start

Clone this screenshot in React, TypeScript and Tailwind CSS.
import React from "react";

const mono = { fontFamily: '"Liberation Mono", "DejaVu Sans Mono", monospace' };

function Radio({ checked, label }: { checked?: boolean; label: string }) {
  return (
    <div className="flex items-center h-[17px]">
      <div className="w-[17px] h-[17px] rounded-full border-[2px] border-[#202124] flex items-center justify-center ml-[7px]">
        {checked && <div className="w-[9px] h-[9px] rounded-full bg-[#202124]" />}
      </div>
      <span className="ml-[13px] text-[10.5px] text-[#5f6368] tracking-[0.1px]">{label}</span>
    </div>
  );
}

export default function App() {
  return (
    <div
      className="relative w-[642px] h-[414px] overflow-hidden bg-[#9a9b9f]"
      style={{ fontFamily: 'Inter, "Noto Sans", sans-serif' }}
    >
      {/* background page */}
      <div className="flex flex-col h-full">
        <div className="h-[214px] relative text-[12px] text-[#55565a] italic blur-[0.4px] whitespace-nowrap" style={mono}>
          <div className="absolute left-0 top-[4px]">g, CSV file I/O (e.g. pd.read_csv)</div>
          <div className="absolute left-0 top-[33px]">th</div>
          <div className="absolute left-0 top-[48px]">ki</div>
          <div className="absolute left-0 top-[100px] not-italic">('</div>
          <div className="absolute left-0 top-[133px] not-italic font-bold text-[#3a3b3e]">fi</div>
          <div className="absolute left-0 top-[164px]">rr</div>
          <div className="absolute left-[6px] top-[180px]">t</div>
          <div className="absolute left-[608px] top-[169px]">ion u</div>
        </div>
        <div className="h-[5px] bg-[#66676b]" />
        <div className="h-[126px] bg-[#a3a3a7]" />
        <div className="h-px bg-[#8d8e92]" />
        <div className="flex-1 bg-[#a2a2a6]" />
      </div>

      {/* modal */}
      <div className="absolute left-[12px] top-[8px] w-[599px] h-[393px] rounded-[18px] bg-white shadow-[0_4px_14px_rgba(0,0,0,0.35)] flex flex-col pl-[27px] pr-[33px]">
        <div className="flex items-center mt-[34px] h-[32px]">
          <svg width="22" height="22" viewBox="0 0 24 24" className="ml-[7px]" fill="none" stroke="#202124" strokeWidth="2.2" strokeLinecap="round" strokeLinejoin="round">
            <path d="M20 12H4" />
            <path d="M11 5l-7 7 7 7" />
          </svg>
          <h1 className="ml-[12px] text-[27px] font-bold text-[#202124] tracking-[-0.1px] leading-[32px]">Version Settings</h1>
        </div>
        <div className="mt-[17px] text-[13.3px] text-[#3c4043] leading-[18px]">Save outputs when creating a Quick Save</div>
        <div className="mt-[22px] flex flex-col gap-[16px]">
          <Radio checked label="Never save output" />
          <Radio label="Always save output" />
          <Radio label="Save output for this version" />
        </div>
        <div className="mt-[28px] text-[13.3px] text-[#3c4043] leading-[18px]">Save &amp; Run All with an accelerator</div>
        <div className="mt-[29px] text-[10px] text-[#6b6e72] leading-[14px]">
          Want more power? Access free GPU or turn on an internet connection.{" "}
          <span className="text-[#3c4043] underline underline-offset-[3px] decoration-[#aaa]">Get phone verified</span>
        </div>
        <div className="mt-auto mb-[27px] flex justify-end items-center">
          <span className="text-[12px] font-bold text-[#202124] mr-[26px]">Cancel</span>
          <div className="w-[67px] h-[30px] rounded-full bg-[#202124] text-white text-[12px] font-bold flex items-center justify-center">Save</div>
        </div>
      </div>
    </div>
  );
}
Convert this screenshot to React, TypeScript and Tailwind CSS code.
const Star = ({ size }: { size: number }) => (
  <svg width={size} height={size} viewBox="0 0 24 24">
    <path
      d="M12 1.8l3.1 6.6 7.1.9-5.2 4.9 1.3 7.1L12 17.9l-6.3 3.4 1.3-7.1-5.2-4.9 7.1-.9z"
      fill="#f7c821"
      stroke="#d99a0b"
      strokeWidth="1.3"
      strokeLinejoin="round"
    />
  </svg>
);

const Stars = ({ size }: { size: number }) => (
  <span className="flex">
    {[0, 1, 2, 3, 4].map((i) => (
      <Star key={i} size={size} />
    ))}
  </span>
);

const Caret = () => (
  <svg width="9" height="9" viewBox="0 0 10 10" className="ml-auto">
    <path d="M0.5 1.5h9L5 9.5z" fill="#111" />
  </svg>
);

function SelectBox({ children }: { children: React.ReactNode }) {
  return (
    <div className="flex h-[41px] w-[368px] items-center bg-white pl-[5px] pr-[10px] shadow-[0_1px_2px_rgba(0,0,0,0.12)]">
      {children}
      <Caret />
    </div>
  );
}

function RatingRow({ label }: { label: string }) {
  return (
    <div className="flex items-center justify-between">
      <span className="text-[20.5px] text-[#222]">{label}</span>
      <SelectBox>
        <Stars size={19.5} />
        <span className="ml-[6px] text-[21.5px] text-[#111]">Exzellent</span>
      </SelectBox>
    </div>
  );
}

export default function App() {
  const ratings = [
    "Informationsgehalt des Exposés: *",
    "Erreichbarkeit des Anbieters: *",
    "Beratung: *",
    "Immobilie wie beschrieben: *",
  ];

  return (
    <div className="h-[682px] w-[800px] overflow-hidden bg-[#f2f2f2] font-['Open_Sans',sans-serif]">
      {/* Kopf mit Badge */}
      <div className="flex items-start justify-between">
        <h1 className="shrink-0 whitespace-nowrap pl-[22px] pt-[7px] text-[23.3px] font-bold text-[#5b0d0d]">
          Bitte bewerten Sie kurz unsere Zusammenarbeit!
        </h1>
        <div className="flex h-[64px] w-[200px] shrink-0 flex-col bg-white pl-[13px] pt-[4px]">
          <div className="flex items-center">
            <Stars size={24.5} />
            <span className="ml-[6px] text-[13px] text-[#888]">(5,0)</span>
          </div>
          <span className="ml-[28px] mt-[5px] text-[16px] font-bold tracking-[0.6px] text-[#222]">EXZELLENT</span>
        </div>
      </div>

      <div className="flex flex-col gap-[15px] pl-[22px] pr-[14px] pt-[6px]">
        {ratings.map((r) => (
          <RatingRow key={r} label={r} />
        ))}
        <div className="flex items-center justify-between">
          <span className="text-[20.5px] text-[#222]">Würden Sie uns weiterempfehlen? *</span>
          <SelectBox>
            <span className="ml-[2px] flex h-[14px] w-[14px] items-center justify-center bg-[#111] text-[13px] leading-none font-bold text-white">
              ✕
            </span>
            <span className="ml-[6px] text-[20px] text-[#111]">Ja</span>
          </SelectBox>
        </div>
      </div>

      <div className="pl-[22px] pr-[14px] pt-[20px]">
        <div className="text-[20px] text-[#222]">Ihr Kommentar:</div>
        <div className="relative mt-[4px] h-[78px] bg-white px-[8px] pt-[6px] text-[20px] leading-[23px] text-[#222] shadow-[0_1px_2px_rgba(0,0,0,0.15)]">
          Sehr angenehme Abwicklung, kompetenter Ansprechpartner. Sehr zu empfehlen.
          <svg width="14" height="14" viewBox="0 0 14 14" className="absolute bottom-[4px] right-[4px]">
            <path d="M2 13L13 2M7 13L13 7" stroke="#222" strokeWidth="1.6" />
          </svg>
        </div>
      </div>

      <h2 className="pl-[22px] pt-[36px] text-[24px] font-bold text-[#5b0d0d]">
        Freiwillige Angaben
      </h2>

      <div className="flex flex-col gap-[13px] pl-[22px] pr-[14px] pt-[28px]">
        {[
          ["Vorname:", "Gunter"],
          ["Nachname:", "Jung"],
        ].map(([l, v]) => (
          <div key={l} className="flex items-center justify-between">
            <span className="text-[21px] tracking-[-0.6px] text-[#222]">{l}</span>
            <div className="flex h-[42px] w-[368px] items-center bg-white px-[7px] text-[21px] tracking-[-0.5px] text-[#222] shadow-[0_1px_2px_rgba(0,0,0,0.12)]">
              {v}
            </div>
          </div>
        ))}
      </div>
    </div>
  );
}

end

- Set task
Copy the lines from the entries above in which the word "React" appears.

- The output
Clone this screenshot in React, TypeScript and Tailwind CSS.
import React from "react";
Convert this screenshot to React, TypeScript and Tailwind CSS code.
function SelectBox({ children }: { children: React.ReactNode }) {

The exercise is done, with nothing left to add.